Should this bill be: Approved (OR) Rejected"

Specifically, SB 6239 provides for not only for the legalization of marriage and preserves the right of clergy to refuse to perform marriages, but it also has a provision that converts domestic partnerships into marriage. If the partnership is state registered, the parties are the same sex, neither party is sixty-two years of age or older, and the partnership has not been dissolved or converted into marriage by the parties by June 30, 2014, it will automatically be merged into a marriage and deemed a marriage as of June 30, 2014.

If the measure passes, the law will go into effect on December 6, 2012.

Wide-Ranging Effect

As previously mentioned, practitioners in a variety of areas of law need to be aware of the ever changing law in this area: as it relates to equal rights, taxes, health insurance, hospital visits, housing discrimination, adoption and parenting, employment, family law and immigration.

The Human Rights Campaign has state by state maps that indicate the laws and policies of each state as it relates to each of these topics. The National Conference of State Legislatures also provides a state by state map showing the status of same-sex marriage in each state.

Importantly, however, although these states now recognize same-sex marriage, the Defense of Marriage Act still applies to federal rights. Section 3 of DOMA defines marriage as only between a man and a woman. Therefore, federal rights such as benefits for federal employees, social security survivor benefits, and the federal marital tax deduction, to name just a few, are still not available to same-sex couples.

The DOMA provision was struck down by the 1st Circuit in Gill v.
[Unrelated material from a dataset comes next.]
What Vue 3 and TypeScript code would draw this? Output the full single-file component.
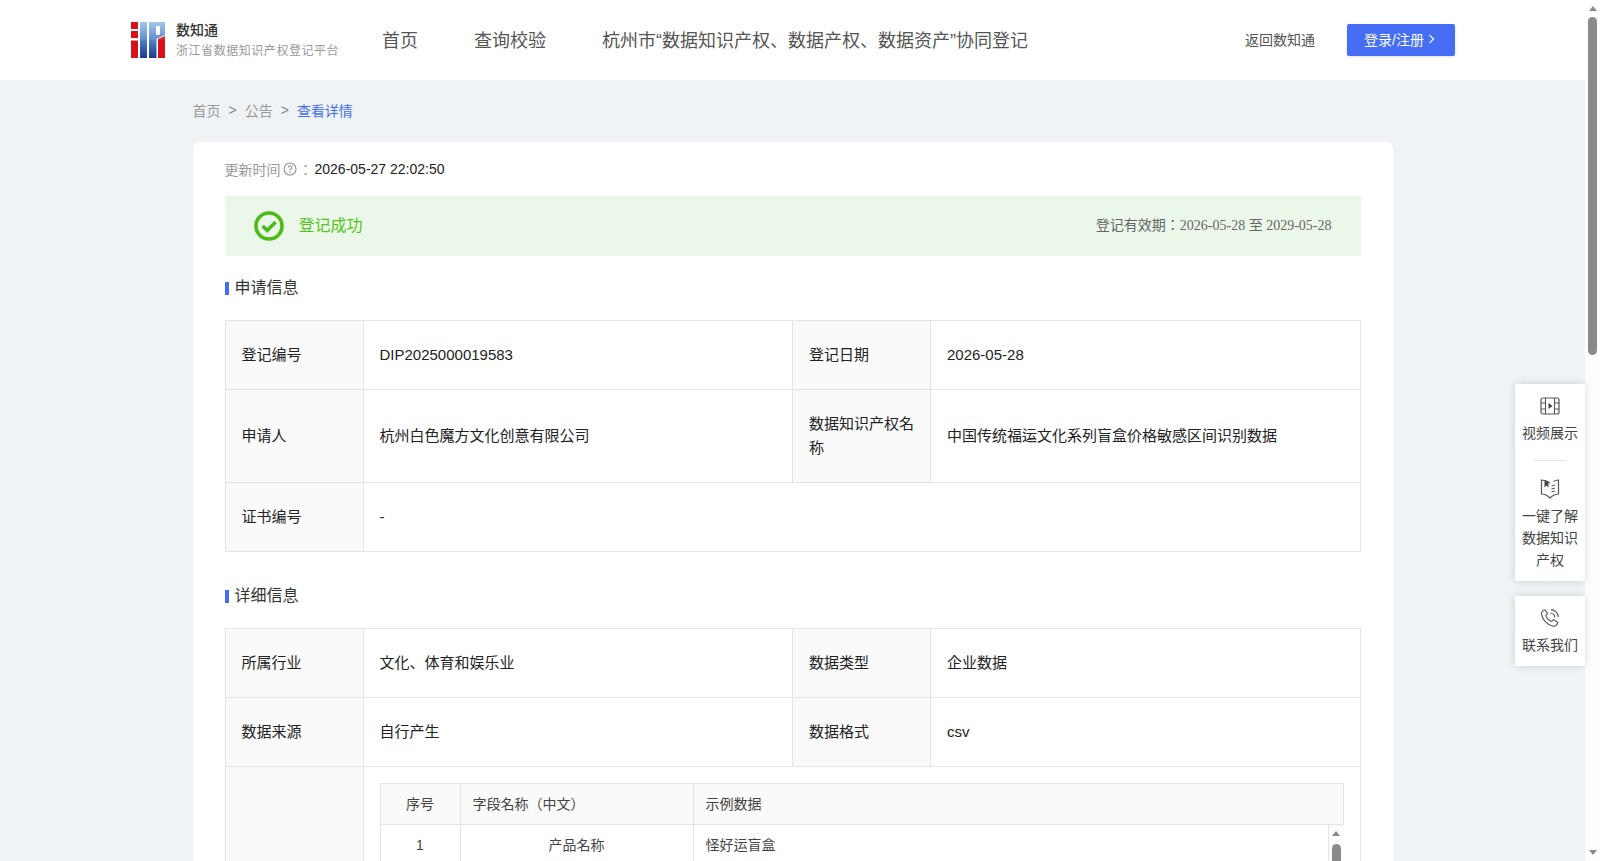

U.S. Office of Personnel Management and by the 2nd Circuit in Windsor v. United States. Both have been appealed to the U.S. Supreme Court.

Will the Supreme Court Weigh In?

For most commentators, it is a question of how soon, not if, the U.S. Supreme Court will enter the fray on this issue.

There are several petitions currently before the U.S. Supreme Court, including the California Prop. 8 case Hollingsworth v. Perry, Gill v. Office of Personnel Management out of the 1st Circuit, Windsor v. United States out of the 2nd Circuit, and Golinski v. U.S. Office of Personnel Management from the 9th Circuit. It remains to be seen which case the U.S. Supreme Court will take up for review.

Given the discussion in those cases, and particularly Windsor's interpretation of Baker v. Nelson, the U.S. Supreme Court may very well only take up the federal law issue of DOMA and leave it to the states to decide how to regulate marriage for themselves.